I need help with a quote; hopefully someone can tell me what Jung was talking about.
In Archetypes and the Collective Unconscious, in the section on ‘The Trickster’, towards the end of the section, at the beginning of paragraph 481 (I’m assuming the paragraph doesn’t matter what edition), the quote is “But nothing is ever lost, not even the blood pact with the devil.”
Actually, reading the previous paragraph and the paragraph the quote was in more carefully, he is talking about myths such as the [many] myth[s] of ‘the trickster’ being well preserved; and then talks about superstitions, and how we like to think they are obsolete and we are living them behind as we enter an enlightened society.

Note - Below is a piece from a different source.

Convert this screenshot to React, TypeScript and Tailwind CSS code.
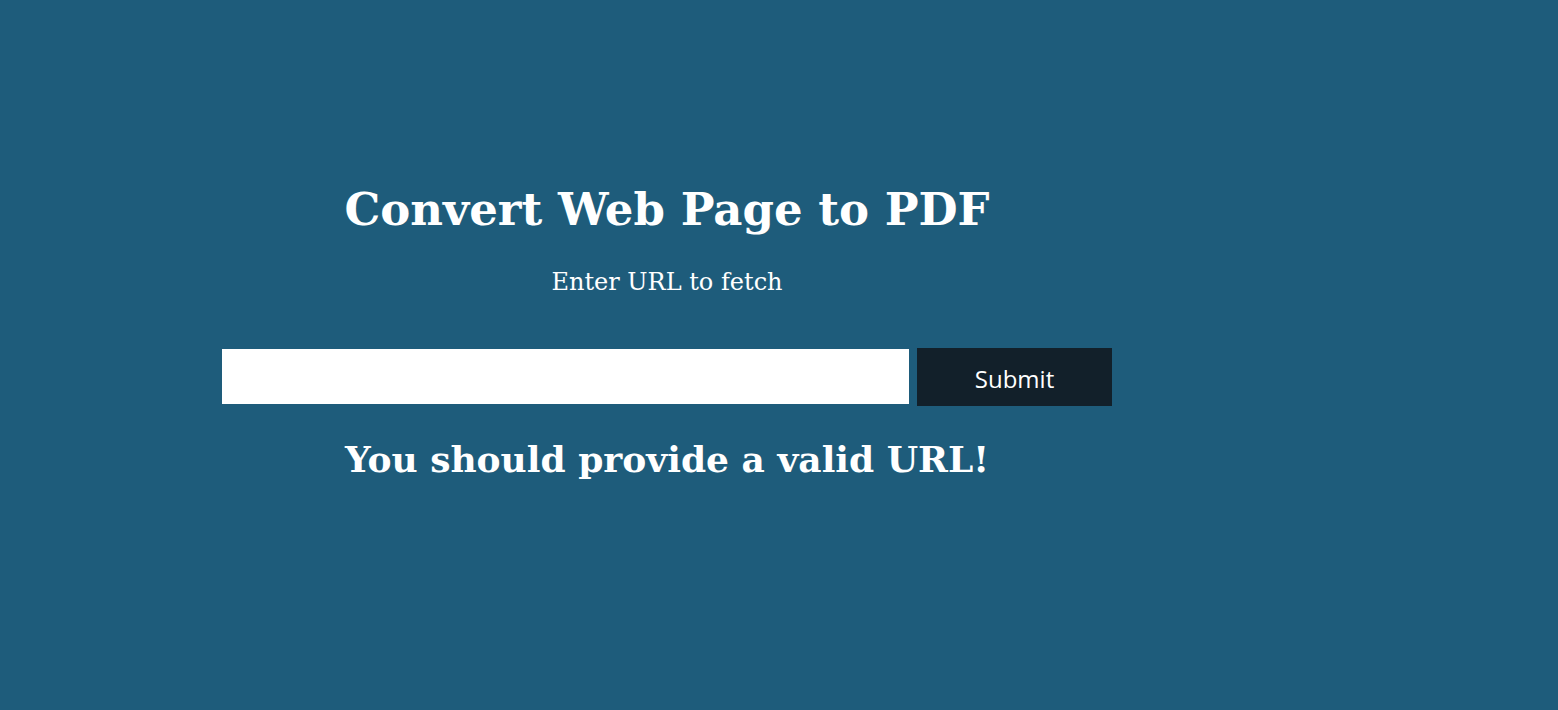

And then the beginning of the next paragraph makes sense: “But nothing is ever lost, not even the blood pact with the devil.” – to imply that no myth or superstition, especially ones considered to be psychological archetypes, are ever forgotten. I was wondering if Jung was making some sort of esoteric reference - though still, why does he reference it as ‘not even the blood with the devil’; is Jung trying to say anything more here or is he just giving another example of a myth/superstition that stays with human society in our collective psyche?
Though, the blood pact with the devil had, had fairly recent popularity (relative to the 19th century) with Goethe’s Faust; it was certainly a very prominent and popular myth. I don’t know why Jung mentioned it.